Here, we only outline the key idea. We will construct a sequence of binary trees $(\mathsf{T}_n)_{n=0}^{N}$ by running the following algorithm:
We begin with the binary tree $\mathsf{T}_0$ which consists only of the root $([0, 1], p)$.
Suppose that $\mathsf{T}_n$ is defined and satisfies $a = \mu[x \mid x \in I] = \frac{1}{\mu(I)} \int_{I} x \, \mu(\mathrm{d}x)$ for each node $(I, a)$ of $\mathsf{T}_n$.
If $\mu(I) = \mu(\{a\})$ holds for all leaves $(I, a)$ of $\mathsf{T}_n$, we set $N = n$ and halt the algorithm.
Otherwise, pick a leaf $(I, a)$ of $\mathsf{T}_n$ and set
$$ a_0 = \mu[x \mid x \in I \cap [0, a)] \qquad\text{and}\qquad a_1 = \mu[x \mid x \in I \cap [a, 1]]. $$
The two assumptions, $a = \mu[x \mid x \in I]$ and $\mu(I) \neq \mu(\{a\})$, shows that both $\mu(I \cap [0, a)) > 0$ and $\mu(I \cap [a, 1]) > 0$ hold true, and so, both $a_0$ and $a_1$ are well-defined. Moreover, with this choice, we have
$$ \nu \Bigl[ {\scriptsize\begin{gathered} a \\[-5pt] \swarrow \ \searrow \\[-5pt] a_{0} \qquad a_{1} \end{gathered}} \Bigr] = \frac{\mu(I \cap [0, a))}{\mu(I)} \delta_{a_0} + \frac{\mu(I \cap [a, 1])}{\mu(I)} \delta_{a_1}. $$
Then we set $\mathsf{T}_{n+1}$ as the binary tree obtained by inserting two children $(I \cap [0, a), a_0)$ and $(I \cap [a, 1], a_1)$ under the node $(I, a)$.
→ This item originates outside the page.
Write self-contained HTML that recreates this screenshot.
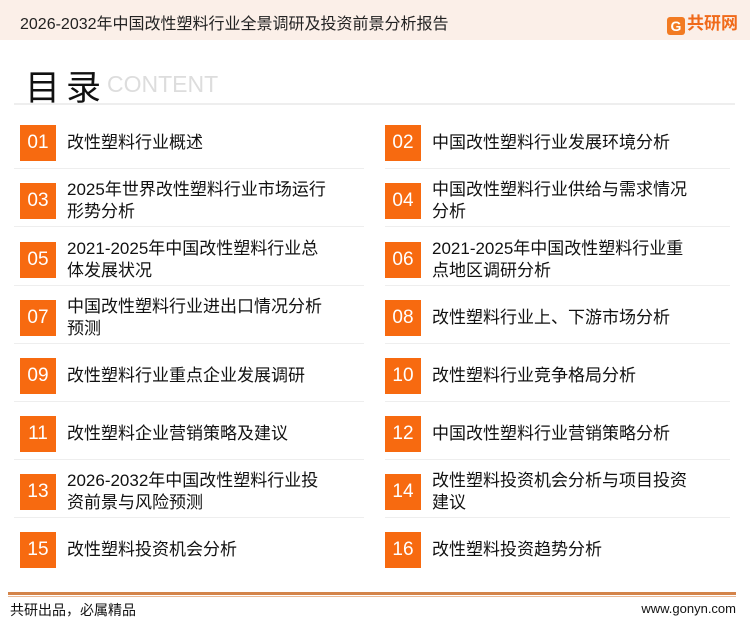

If the algorithm does not halt in finite time, set $N = \infty$.
Then it can be proved that $\nu[\mathsf{T}_n]$ converges to $\mu$ weakly as $n \to N$. If we denote $\kappa_n$ for the probability measure obtained by applying the lemma to $\nu[\mathsf{T}_n]$, then any limit point of $(\kappa_n)_{n=0}^{N}$ as $n \to N$ will provide the desired probability measure associated with $\mu$.